[Start of COLLECTED MATERIAL]

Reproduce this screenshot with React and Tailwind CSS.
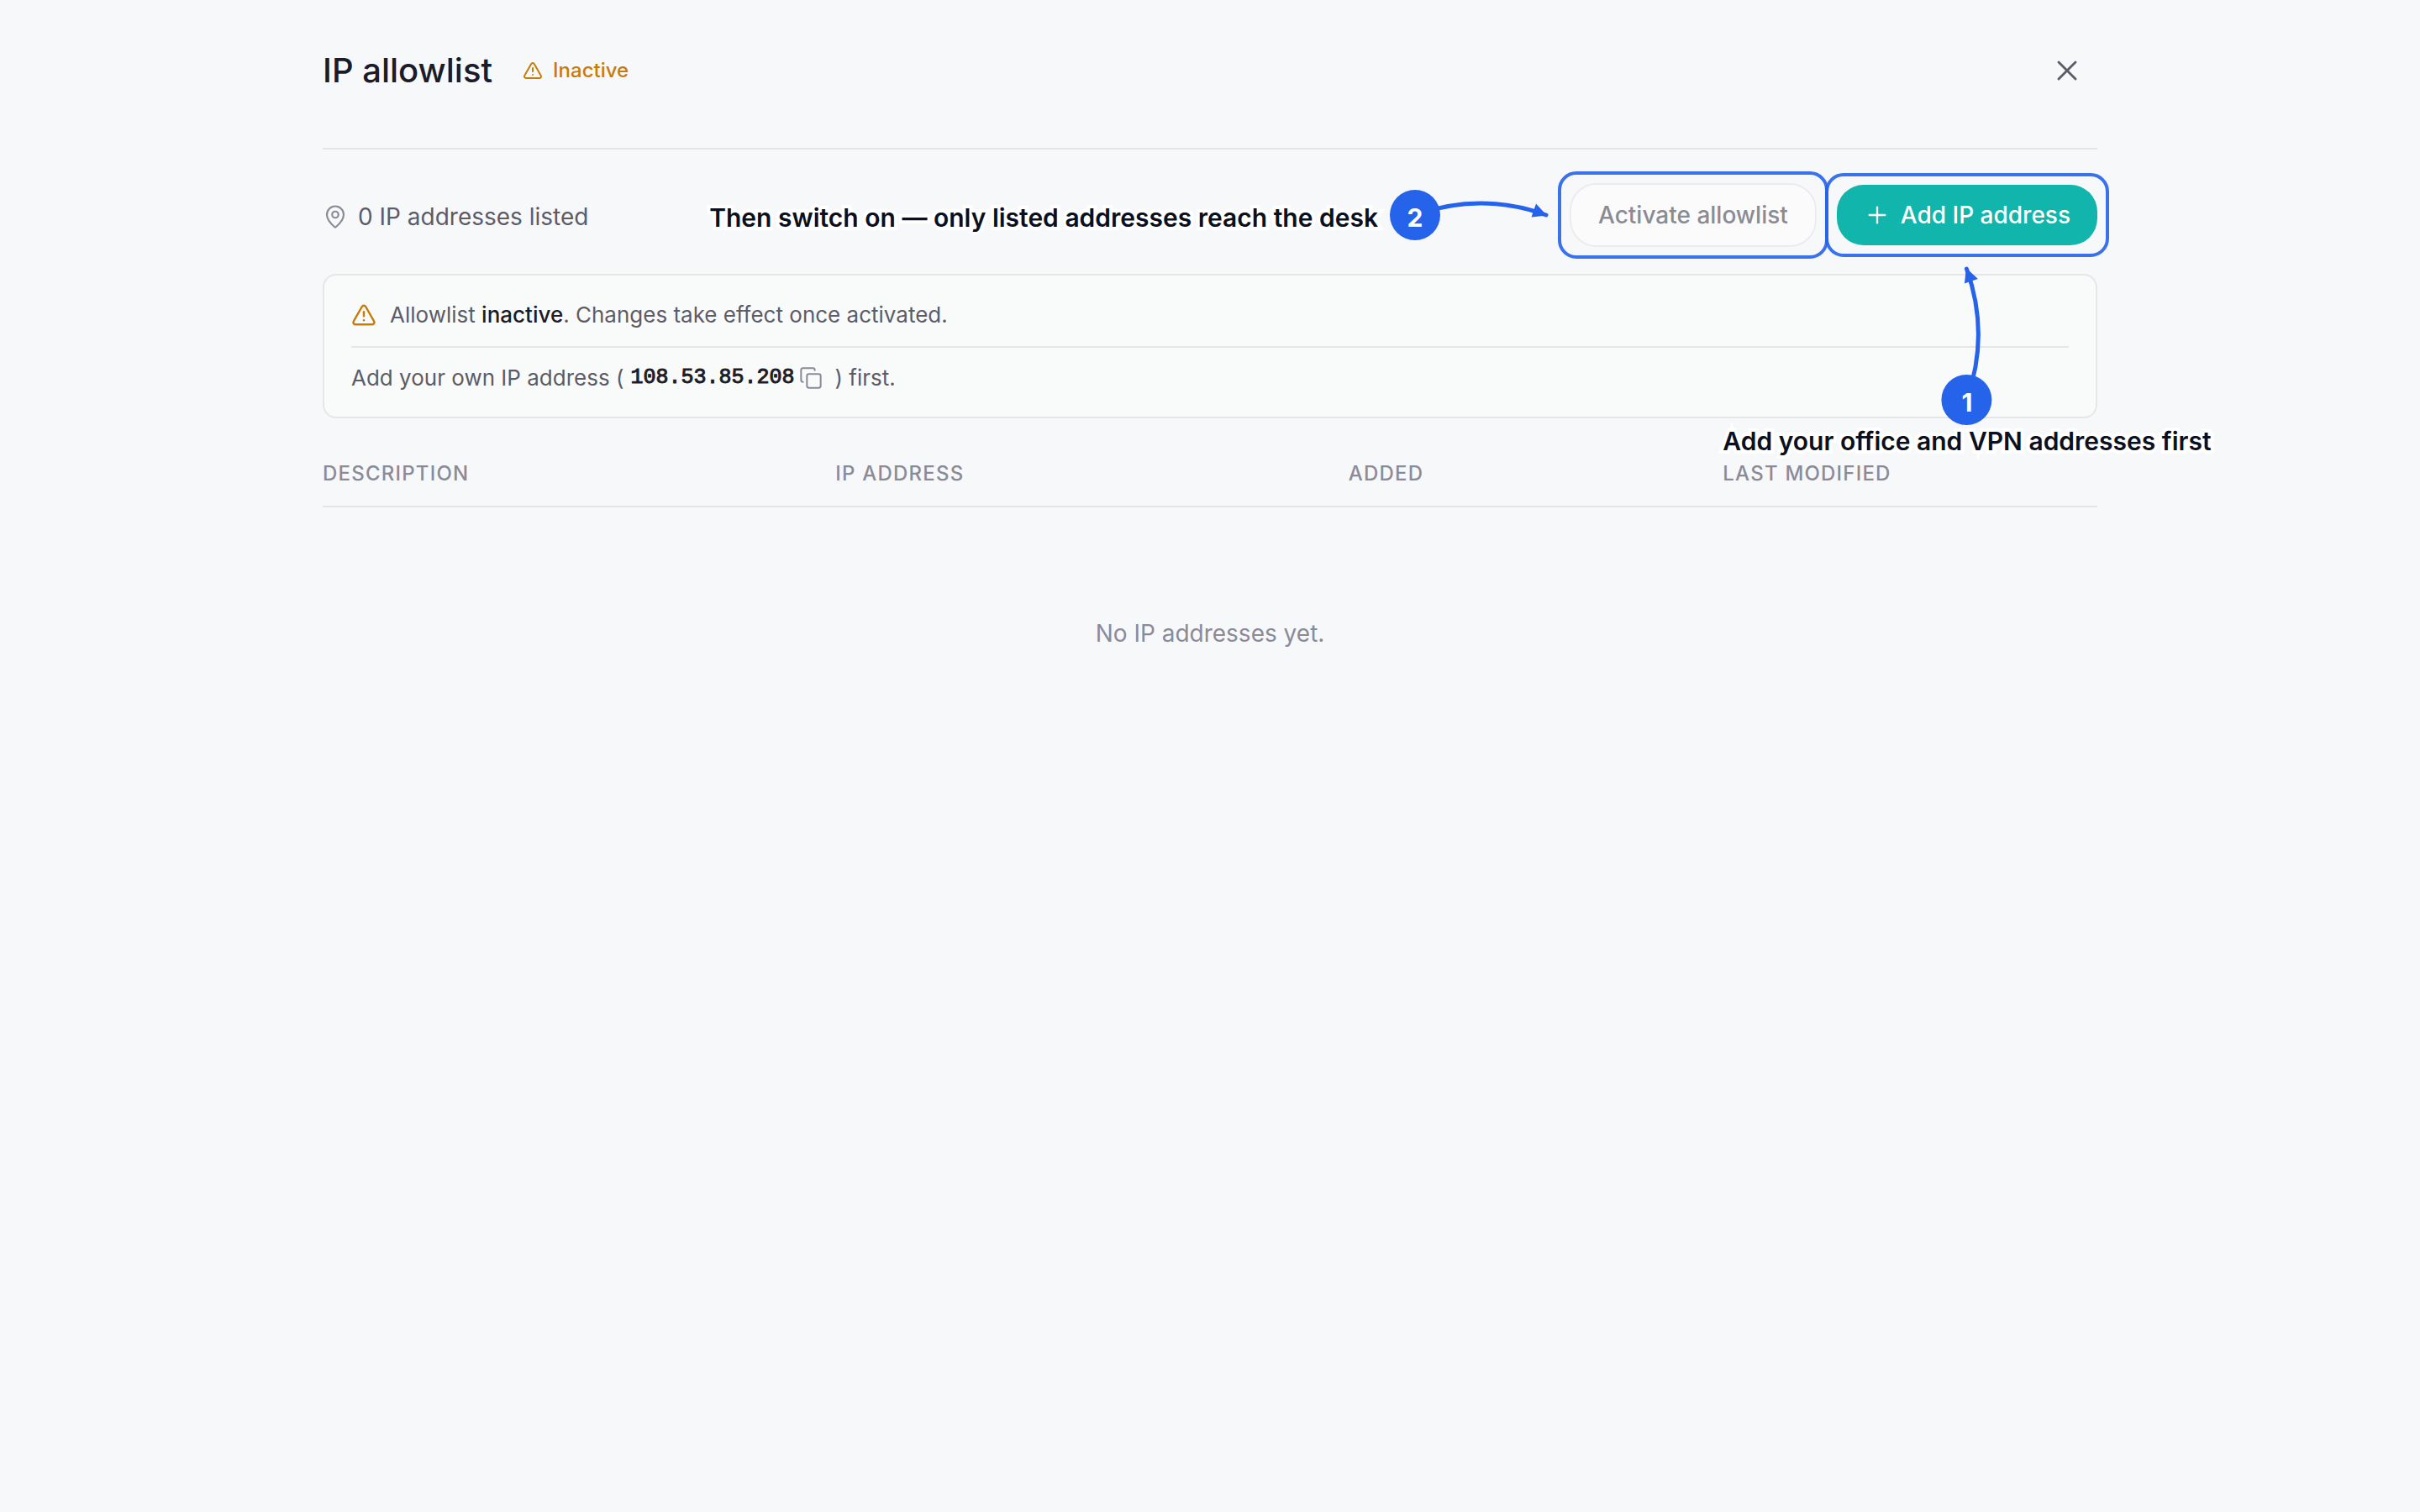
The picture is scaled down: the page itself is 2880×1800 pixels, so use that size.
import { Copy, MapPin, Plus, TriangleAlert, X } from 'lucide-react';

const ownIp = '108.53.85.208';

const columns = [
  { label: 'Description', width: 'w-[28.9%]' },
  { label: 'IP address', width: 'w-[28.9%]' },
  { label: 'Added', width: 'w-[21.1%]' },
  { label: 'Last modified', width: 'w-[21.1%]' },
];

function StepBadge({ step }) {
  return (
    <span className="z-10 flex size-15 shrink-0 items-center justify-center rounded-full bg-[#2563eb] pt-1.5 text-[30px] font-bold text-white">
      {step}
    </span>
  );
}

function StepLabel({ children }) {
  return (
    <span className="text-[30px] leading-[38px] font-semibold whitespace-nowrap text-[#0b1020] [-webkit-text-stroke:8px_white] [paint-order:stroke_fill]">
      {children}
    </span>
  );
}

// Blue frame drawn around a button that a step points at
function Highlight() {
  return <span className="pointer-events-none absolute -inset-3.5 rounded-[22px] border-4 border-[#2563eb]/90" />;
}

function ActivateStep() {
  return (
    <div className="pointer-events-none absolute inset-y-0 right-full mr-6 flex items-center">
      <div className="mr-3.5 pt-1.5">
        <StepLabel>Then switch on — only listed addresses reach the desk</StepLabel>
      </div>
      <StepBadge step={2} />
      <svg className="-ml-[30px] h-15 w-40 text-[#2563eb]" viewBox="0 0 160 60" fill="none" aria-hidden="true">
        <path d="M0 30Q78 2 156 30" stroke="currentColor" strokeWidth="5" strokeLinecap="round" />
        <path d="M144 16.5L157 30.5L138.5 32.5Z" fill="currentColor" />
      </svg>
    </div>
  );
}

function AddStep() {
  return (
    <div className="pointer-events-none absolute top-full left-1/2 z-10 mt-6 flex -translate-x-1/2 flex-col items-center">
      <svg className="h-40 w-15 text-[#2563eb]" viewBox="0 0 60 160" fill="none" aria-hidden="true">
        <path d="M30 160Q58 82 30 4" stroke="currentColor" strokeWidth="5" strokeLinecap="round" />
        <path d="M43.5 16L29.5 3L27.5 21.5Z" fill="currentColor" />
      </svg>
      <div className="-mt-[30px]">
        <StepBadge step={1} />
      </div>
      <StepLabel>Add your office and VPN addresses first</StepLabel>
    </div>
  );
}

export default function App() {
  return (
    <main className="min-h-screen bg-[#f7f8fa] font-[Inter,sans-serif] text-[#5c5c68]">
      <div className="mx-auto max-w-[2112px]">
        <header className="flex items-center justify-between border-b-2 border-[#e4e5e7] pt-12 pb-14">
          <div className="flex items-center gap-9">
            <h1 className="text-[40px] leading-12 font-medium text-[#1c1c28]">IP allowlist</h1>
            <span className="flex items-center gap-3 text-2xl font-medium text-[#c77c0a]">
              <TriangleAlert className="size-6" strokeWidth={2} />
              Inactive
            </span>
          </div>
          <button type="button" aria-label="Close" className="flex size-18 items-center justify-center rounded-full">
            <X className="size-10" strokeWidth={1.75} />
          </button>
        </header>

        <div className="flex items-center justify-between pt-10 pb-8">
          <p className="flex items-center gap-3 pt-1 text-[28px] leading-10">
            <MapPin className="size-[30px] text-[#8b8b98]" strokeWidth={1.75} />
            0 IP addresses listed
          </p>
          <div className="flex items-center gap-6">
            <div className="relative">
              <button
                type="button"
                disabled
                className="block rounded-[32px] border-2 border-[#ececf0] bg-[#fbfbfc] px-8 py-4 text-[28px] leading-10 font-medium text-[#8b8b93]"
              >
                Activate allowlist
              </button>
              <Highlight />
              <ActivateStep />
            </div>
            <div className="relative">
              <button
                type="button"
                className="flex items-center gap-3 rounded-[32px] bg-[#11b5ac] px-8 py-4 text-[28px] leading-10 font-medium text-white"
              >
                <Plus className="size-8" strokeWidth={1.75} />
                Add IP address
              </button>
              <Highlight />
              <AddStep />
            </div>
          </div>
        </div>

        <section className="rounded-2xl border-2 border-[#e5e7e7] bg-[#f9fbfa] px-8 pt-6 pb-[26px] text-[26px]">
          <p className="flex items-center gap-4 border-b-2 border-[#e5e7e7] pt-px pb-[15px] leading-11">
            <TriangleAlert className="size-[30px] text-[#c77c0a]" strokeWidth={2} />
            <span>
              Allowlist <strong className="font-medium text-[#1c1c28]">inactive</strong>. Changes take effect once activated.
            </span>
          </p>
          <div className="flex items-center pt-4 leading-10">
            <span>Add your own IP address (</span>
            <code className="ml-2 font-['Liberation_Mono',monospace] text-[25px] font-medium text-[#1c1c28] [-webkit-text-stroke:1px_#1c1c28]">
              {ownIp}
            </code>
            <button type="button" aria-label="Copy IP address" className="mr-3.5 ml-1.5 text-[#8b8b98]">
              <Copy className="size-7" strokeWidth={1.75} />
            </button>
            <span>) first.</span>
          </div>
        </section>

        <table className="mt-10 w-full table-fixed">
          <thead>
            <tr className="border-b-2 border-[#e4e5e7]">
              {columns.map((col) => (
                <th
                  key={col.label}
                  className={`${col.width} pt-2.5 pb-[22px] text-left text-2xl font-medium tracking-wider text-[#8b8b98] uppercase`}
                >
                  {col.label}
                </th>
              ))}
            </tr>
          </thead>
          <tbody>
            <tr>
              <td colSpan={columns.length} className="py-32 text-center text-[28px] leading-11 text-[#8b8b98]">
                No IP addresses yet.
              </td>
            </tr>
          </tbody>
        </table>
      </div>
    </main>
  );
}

[End of COLLECTED MATERIAL]

- **SHORT TASK**: Write out each line of the data exactly; the images should be left out.

- **EXERCISE SOLUTION**:
Reproduce this screenshot with React and Tailwind CSS.
The picture is scaled down: the page itself is 2880×1800 pixels, so use that size.
import { Copy, MapPin, Plus, TriangleAlert, X } from 'lucide-react';

const ownIp = '108.53.85.208';

const columns = [
  { label: 'Description', width: 'w-[28.9%]' },
  { label: 'IP address', width: 'w-[28.9%]' },
  { label: 'Added', width: 'w-[21.1%]' },
  { label: 'Last modified', width: 'w-[21.1%]' },
];

function StepBadge({ step }) {
  return (
    <span className="z-10 flex size-15 shrink-0 items-center justify-center rounded-full bg-[#2563eb] pt-1.5 text-[30px] font-bold text-white">
      {step}
    </span>
  );
}

function StepLabel({ children }) {
  return (
    <span className="text-[30px] leading-[38px] font-semibold whitespace-nowrap text-[#0b1020] [-webkit-text-stroke:8px_white] [paint-order:stroke_fill]">
      {children}
    </span>
  );
}

// Blue frame drawn around a button that a step points at
function Highlight() {
  return <span className="pointer-events-none absolute -inset-3.5 rounded-[22px] border-4 border-[#2563eb]/90" />;
}

function ActivateStep() {
  return (
    <div className="pointer-events-none absolute inset-y-0 right-full mr-6 flex items-center">
      <div className="mr-3.5 pt-1.5">
        <StepLabel>Then switch on — only listed addresses reach the desk</StepLabel>
      </div>
      <StepBadge step={2} />
      <svg className="-ml-[30px] h-15 w-40 text-[#2563eb]" viewBox="0 0 160 60" fill="none" aria-hidden="true">
        <path d="M0 30Q78 2 156 30" stroke="currentColor" strokeWidth="5" strokeLinecap="round" />
        <path d="M144 16.5L157 30.5L138.5 32.5Z" fill="currentColor" />
      </svg>
    </div>
  );
}

function AddStep() {
  return (
    <div className="pointer-events-none absolute top-full left-1/2 z-10 mt-6 flex -translate-x-1/2 flex-col items-center">
      <svg className="h-40 w-15 text-[#2563eb]" viewBox="0 0 60 160" fill="none" aria-hidden="true">
        <path d="M30 160Q58 82 30 4" stroke="currentColor" strokeWidth="5" strokeLinecap="round" />
        <path d="M43.5 16L29.5 3L27.5 21.5Z" fill="currentColor" />
      </svg>
      <div className="-mt-[30px]">
        <StepBadge step={1} />
      </div>
      <StepLabel>Add your office and VPN addresses first</StepLabel>
    </div>
  );
}

export default function App() {
  return (
    <main className="min-h-screen bg-[#f7f8fa] font-[Inter,sans-serif] text-[#5c5c68]">
      <div className="mx-auto max-w-[2112px]">
        <header className="flex items-center justify-between border-b-2 border-[#e4e5e7] pt-12 pb-14">
          <div className="flex items-center gap-9">
            <h1 className="text-[40px] leading-12 font-medium text-[#1c1c28]">IP allowlist</h1>
            <span className="flex items-center gap-3 text-2xl font-medium text-[#c77c0a]">
              <TriangleAlert className="size-6" strokeWidth={2} />
              Inactive
            </span>
          </div>
          <button type="button" aria-label="Close" className="flex size-18 items-center justify-center rounded-full">
            <X className="size-10" strokeWidth={1.75} />
          </button>
        </header>

        <div className="flex items-center justify-between pt-10 pb-8">
          <p className="flex items-center gap-3 pt-1 text-[28px] leading-10">
            <MapPin className="size-[30px] text-[#8b8b98]" strokeWidth={1.75} />
            0 IP addresses listed
          </p>
          <div className="flex items-center gap-6">
            <div className="relative">
              <button
                type="button"
                disabled
                className="block rounded-[32px] border-2 border-[#ececf0] bg-[#fbfbfc] px-8 py-4 text-[28px] leading-10 font-medium text-[#8b8b93]"
              >
                Activate allowlist
              </button>
              <Highlight />
              <ActivateStep />
            </div>
            <div className="relative">
              <button
                type="button"
                className="flex items-center gap-3 rounded-[32px] bg-[#11b5ac] px-8 py-4 text-[28px] leading-10 font-medium text-white"
              >
                <Plus className="size-8" strokeWidth={1.75} />
                Add IP address
              </button>
              <Highlight />
              <AddStep />
            </div>
          </div>
        </div>

        <section className="rounded-2xl border-2 border-[#e5e7e7] bg-[#f9fbfa] px-8 pt-6 pb-[26px] text-[26px]">
          <p className="flex items-center gap-4 border-b-2 border-[#e5e7e7] pt-px pb-[15px] leading-11">
            <TriangleAlert className="size-[30px] text-[#c77c0a]" strokeWidth={2} />
            <span>
              Allowlist <strong className="font-medium text-[#1c1c28]">inactive</strong>. Changes take effect once activated.
            </span>
          </p>
          <div className="flex items-center pt-4 leading-10">
            <span>Add your own IP address (</span>
            <code className="ml-2 font-['Liberation_Mono',monospace] text-[25px] font-medium text-[#1c1c28] [-webkit-text-stroke:1px_#1c1c28]">
              {ownIp}
            </code>
            <button type="button" aria-label="Copy IP address" className="mr-3.5 ml-1.5 text-[#8b8b98]">
              <Copy className="size-7" strokeWidth={1.75} />
            </button>
            <span>) first.</span>
          </div>
        </section>

        <table className="mt-10 w-full table-fixed">
          <thead>
            <tr className="border-b-2 border-[#e4e5e7]">
              {columns.map((col) => (
                <th
                  key={col.label}
                  className={`${col.width} pt-2.5 pb-[22px] text-left text-2xl font-medium tracking-wider text-[#8b8b98] uppercase`}
                >
                  {col.label}
                </th>
              ))}
            </tr>
          </thead>
          <tbody>
            <tr>
              <td colSpan={columns.length} className="py-32 text-center text-[28px] leading-11 text-[#8b8b98]">
                No IP addresses yet.
              </td>
            </tr>
          </tbody>
        </table>
      </div>
    </main>
  );
}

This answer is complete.